A Pilot Study of Rituximab in Patients With Relapsed Hodgkin’s Disease of Classical Type

We have previously reported that normal B lymphocytes in lymph nodes and peripheral blood of patients with Hodgkin’s disease (HD) express CD40 ligand (CD40L) and CD30 ligand (CD30L). Both ligands can activate NF-kb and promote Reed-Sternberg (RS) cell survival. Therefore, we hypothesized that elimination of B lymphocytes from HD lesions may deprive the RS cells of important growth signals and may result in tumor regression.

To examine this hypothesis, we treated patients with relapsed classic HD with 375 mg/m2 of rituximab (Rituxan) IV every week for 6 consecutive weeks. Patients were eligible if they had relapsed classic HD, regardless of CD20-antigen expression on RS cells, and had had at least two prior treatment regimens. Patients were excluded if they were pregnant women, had lymphocyte depletion or lymphocyte-predominant histology, were infected with HIV, or had central nervous system involvement by lymphoma.

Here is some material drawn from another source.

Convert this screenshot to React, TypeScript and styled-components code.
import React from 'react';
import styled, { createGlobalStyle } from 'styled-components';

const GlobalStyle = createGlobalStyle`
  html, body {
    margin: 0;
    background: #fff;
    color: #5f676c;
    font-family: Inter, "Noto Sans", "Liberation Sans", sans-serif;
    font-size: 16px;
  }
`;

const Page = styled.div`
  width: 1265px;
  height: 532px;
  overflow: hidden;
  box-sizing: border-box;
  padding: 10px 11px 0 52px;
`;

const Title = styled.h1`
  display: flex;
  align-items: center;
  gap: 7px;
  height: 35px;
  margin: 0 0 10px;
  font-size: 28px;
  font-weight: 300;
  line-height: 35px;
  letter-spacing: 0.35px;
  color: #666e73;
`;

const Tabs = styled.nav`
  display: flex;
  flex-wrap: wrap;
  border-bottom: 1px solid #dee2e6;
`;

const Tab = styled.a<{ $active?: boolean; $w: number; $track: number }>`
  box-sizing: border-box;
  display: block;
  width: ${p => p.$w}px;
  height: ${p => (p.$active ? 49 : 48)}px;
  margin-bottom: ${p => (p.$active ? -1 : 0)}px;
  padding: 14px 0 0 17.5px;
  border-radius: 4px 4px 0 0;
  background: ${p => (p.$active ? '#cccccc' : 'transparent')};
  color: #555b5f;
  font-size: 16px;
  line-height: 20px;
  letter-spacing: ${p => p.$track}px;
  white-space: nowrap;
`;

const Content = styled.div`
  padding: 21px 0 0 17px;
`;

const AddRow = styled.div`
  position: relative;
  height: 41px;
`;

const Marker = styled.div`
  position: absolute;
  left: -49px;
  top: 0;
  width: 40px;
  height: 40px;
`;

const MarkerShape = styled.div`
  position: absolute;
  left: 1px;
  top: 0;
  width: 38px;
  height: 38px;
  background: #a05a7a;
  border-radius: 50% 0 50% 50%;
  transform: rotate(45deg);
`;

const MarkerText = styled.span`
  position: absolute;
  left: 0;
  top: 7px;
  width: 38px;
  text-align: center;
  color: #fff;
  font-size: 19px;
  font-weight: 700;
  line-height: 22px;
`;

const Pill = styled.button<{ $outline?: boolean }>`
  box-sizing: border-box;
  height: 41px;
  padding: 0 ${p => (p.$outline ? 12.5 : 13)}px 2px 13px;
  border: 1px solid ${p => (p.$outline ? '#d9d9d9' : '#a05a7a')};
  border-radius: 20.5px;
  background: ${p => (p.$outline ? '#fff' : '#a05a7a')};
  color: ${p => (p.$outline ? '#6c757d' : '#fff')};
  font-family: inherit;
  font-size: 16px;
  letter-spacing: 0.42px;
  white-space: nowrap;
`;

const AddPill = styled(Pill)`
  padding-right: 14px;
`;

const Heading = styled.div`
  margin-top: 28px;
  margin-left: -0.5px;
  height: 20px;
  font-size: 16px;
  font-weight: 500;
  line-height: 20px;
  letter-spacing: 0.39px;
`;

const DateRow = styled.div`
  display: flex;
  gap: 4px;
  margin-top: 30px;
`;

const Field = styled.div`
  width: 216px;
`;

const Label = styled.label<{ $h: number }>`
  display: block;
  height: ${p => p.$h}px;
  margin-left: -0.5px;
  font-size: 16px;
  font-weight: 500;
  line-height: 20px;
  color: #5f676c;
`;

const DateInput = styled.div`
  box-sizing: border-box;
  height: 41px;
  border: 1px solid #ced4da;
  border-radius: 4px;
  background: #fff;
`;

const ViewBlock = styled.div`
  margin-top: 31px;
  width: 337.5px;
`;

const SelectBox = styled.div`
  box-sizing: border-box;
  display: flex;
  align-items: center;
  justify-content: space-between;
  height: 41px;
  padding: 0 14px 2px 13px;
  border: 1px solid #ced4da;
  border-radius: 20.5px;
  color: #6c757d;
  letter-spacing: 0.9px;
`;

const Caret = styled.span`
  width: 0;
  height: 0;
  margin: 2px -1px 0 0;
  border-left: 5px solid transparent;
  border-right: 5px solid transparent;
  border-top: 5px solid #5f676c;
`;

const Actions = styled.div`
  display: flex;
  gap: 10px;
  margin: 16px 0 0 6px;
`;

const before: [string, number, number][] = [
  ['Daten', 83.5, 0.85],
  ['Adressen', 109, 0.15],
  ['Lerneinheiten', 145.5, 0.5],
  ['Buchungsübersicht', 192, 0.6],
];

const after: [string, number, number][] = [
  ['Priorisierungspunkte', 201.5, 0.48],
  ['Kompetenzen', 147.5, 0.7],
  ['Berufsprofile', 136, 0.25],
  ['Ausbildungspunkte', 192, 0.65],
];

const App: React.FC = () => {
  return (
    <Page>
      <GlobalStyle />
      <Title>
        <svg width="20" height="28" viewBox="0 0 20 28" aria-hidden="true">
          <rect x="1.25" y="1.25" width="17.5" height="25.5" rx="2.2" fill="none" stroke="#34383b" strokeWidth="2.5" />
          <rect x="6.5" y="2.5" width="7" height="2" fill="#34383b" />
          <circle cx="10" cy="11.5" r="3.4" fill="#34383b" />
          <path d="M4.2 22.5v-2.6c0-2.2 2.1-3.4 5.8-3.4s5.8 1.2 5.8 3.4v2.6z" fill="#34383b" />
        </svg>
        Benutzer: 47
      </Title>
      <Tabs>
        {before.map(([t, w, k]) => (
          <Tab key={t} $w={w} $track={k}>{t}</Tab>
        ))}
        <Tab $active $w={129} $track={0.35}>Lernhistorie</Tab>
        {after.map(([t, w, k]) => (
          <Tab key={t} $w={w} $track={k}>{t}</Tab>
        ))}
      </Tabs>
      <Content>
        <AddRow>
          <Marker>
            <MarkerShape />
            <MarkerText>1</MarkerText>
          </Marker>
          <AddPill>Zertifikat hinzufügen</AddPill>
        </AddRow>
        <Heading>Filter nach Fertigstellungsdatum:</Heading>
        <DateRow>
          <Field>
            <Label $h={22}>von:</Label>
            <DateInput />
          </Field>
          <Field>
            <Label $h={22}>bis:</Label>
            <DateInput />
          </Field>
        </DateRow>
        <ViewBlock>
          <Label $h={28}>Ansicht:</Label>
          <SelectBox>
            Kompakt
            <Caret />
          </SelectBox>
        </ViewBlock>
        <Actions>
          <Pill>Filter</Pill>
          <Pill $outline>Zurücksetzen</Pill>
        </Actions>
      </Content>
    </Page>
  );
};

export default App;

Objective tumor response was assessed after completion of six doses. Eighteen patients with nodular sclerosis histology are enrolled, 15 of whom have completed the planned therapy and are evaluable for response. CD20 antigen was expressed by the RS cells in 5 patients. Patient age ranged between 17 and 66 years and the number of prior treatment regimens ranged between 2 and 7 (median: 5 regimens). Thirteen patients had prior bone marrow transplantation. Seven patients had disease limited to lymph nodes and 8 had disease involving lymph nodes plus lungs and/or liver.

Three patients (20%) had major responses (2 partial and 1 complete [unconfirmed]). All responding patients had disease limited to lymph nodes and the RS cells did not express CD20. Six additional patients had stable disease, 2 of whom experienced resolution of B symptoms.

CONCLUSION: Rituximab therapy, possibly by eliminating normal B lymphocytes from HD patients, can result in major clinical responses and symptom improvement.